Sur le passager, au cours du premier semestre de 2022, Zeebrugge a vu son trafic de croisières reprendre un peu d’allant avec 53 escales et un taux d’occupation de quelque 65 %.
Investir
Les trois « voix » ne manqueront pas, dans leurs commentaires, de témoigner de toute leur confiance « en tant que port unifié » dans le potentiel du nouvel ensemble pour « renforcer considérablement [notre] position comme l'une des principales portes d'entrée en Europe » (Jacques Vandermeiren), « faire face à la concurrence internationale et à développer durablement notre port en tant que moteur de l'économie flamande » (Annick De Ridder) et pour « concilier les intérêts économiques avec la mobilité et la qualité de vie de toute la région » (Dirk De Fauw).
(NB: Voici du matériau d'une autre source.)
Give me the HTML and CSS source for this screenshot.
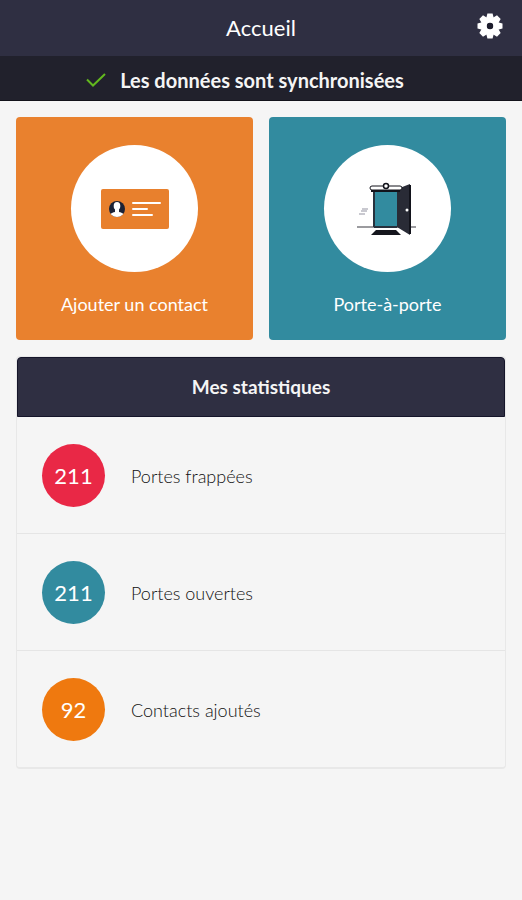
FILE: index.html
```html
<!DOCTYPE html>
<html lang="fr">
<head>
  <meta charset="UTF-8">
  <meta name="viewport" content="width=device-width, initial-scale=1.0">
  <title>Accueil</title>
  <link rel="stylesheet" href="styles.css">
</head>
<body>
  <header class="topbar">
    <h1>Accueil</h1>
    <button class="settings" type="button" aria-label="Paramètres">
      <svg width="26" height="26" viewBox="-13 -13 26 26">
        <g fill="#fff">
          <path id="teeth" d="M-2.6-12.5h5.200L4-7h-8zM-2.6 12.5h5.200L4 7h-8zM-12.5-2.6v5.200L-7 4v-8zM12.5-2.6v5.200L7 4v-8z" />
          <use href="#teeth" transform="rotate(45)" />
        </g>
        <circle r="6" fill="none" stroke="#fff" stroke-width="6" />
        <circle r="3.2" fill="#1c1c2c" />
      </svg>
    </button>
  </header>

  <div class="sync" role="status">
    <svg width="20" height="14" viewBox="0 0 20 14">
      <path d="M1 6.5l6 6L19 1" fill="none" stroke="#62b81e" stroke-width="2" />
    </svg>
    <span>Les données sont synchronisées</span>
  </div>

  <main>
    <nav class="actions">
      <a class="action orange" href="#contact">
        <span class="disc">
          <svg width="68" height="40" viewBox="0 0 68 40">
            <rect width="68" height="40" rx="2" fill="#e8802d" />
            <clipPath id="face"><circle cx="16" cy="20" r="8" /></clipPath>
            <circle cx="16" cy="20" r="8" fill="#1c2235" />
            <g clip-path="url(#face)" fill="#fff">
              <ellipse cx="16" cy="17" rx="3.3" ry="4" />
              <path d="M14 19h4v4c4 1 6 2 6 6H8c0-4 2-5 6-6z" />
            </g>
            <path d="M32 14h27M32 20h14M32 26h19" stroke="#fff" stroke-width="2" stroke-linecap="round" />
          </svg>
        </span>
        Ajouter un contact
      </a>
      <a class="action teal" href="#porte">
        <span class="disc">
          <svg width="68" height="54" viewBox="0 0 68 54">
            <path d="M3 45h59" stroke="#9b9b9f" stroke-width="2" />
            <path d="M8 27h6M7 29h6M5 32h6" stroke="#c9c9d0" stroke-width="2" />
            <path d="M19 8h27v37H19z" fill="#328b9f" />
            <path d="M20 8v37" stroke="#27313d" stroke-width="2" />
            <path d="M20 44h23v2H20z" fill="#27313d" />
            <path d="M43 7l13-5v51l-13-8z" fill="#292b36" />
            <path d="M56 3v49" stroke="#12131b" stroke-width="2" />
            <circle cx="53" cy="28" r="1.5" fill="#fff" />
            <path d="M22 48h20l5 5H17z" fill="#15161d" />
            <path d="M17 9h29" stroke="#12131b" stroke-width="2" />
            <rect x="16" y="4" width="32" height="4" rx="2" fill="#fff" stroke="#12131b" />
            <circle cx="32" cy="4" r="2.5" fill="#fff" stroke="#12131b" stroke-width="1.5" />
          </svg>
        </span>
        Porte-à-porte
      </a>
    </nav>

    <section class="stats">
      <h2>Mes statistiques</h2>
      <ul>
        <li><span class="count red">211</span>Portes frappées</li>
        <li><span class="count teal">211</span>Portes ouvertes</li>
        <li><span class="count amber">92</span>Contacts ajoutés</li>
      </ul>
    </section>
  </main>
</body>
</html>
```

FILE: styles.css
```css
* {
  box-sizing: border-box;
}

body {
  margin: 0;
  min-height: 100vh;
  background: #f5f5f5;
  color: #111;
  font-family: Lato, sans-serif;
  font-size: 18px;
  line-height: 24px;
}

/* Top bar: the empty first column keeps the title centred */
.topbar {
  display: grid;
  grid-template-columns: 48px 1fr 48px;
  align-items: center;
  height: 56px;
  padding: 0 8px;
  background: #2f2f42;
  color: #fff;
}

.topbar h1 {
  grid-column: 2;
  margin: 0;
  font-size: 22px;
  font-weight: 400;
  text-align: center;
}

.settings {
  display: flex;
  justify-content: center;
  padding: 0 0 4px;
  border: none;
  background: none;
  cursor: pointer;
}

.sync {
  display: flex;
  align-items: center;
  justify-content: center;
  gap: 14px;
  height: 45px;
  padding: 3px 32px 0 0;
  border-bottom: 1px solid #12121a;
  background: #21212c;
  color: #f5f5f5;
  font-size: 20px;
  font-weight: 700;
}

main {
  padding: 16px;
}

.actions {
  display: grid;
  grid-template-columns: 1fr 1fr;
  gap: 16px;
}

.action {
  display: flex;
  flex-direction: column;
  align-items: center;
  gap: 20px;
  padding: 28px 8px 24px;
  border-radius: 4px;
  color: #fff;
  text-decoration: none;
}

.disc {
  display: flex;
  align-items: center;
  justify-content: center;
  width: 127px;
  height: 127px;
  border-radius: 50%;
  background: #fff;
}

.orange {
  background: #e9812e;
}

.teal {
  background: #328b9f;
}

.red {
  background: #e92846;
}

.amber {
  background: #ef790f;
}

.stats {
  margin-top: 16px;
  border: 1px solid #e8e8e8;
  border-bottom-width: 2px;
  border-radius: 4px;
}

.stats h2 {
  margin: 0;
  padding: 17px;
  border: 1px solid #15152a;
  border-radius: 4px 4px 0 0;
  background: #2f2f42;
  color: #f5f5f5;
  font-size: 19px;
  font-weight: 700;
  line-height: 24px;
  text-align: center;
}

.stats ul {
  margin: 0;
  padding: 0;
  list-style: none;
}

.stats li {
  display: flex;
  align-items: center;
  gap: 26px;
  padding: 27px 25px 26px;
  font-weight: 300;
}

.stats li + li {
  border-top: 1px solid #e5e5e5;
}

.count {
  display: flex;
  align-items: center;
  justify-content: center;
  width: 63px;
  height: 63px;
  border-radius: 50%;
  color: #fff;
  font-size: 22px;
  font-weight: 400;
}
```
Quant aux défaillances du conteneur, elles illustrent, selon la présidente du conseil d'administration de Port of Antwerp-Bruges, la nécessité d’investir. L’Autorité portuaire d'Anvers et PSA Antwerp, qui gère le MPET avec MSC, ont lancé en début d’année les travaux sur le premier terminal à marée de conteneurs mis en service en 1990 à Anvers pour accueillir les plus grands conteneurs dans de meilleures conditions nautiques. Pour réaliser cet approfondissement, le linéaire de quai actuel, d'une longueur de près de 1 200 m, doit être complètement démoli. Il sera équipé dans le même temps de l’électrification à quai.
En attendant, le port flamand vient de battre un record. Le MSC Diletta y a fait escale avec un tirant d'eau de 15,90 m. Le porte-conteneurs de 23 782 EVP est exploité sur le service Lion/AE6, commun à Maersk et MSC dans le cadre de l’alliance 2M. La ligne, essentiellement alimentée par des tonnages de grande capacité de MSC, est l'un des six services que les deux leaders mondiaux proposent conjointement entre Asie et Europe du Nord.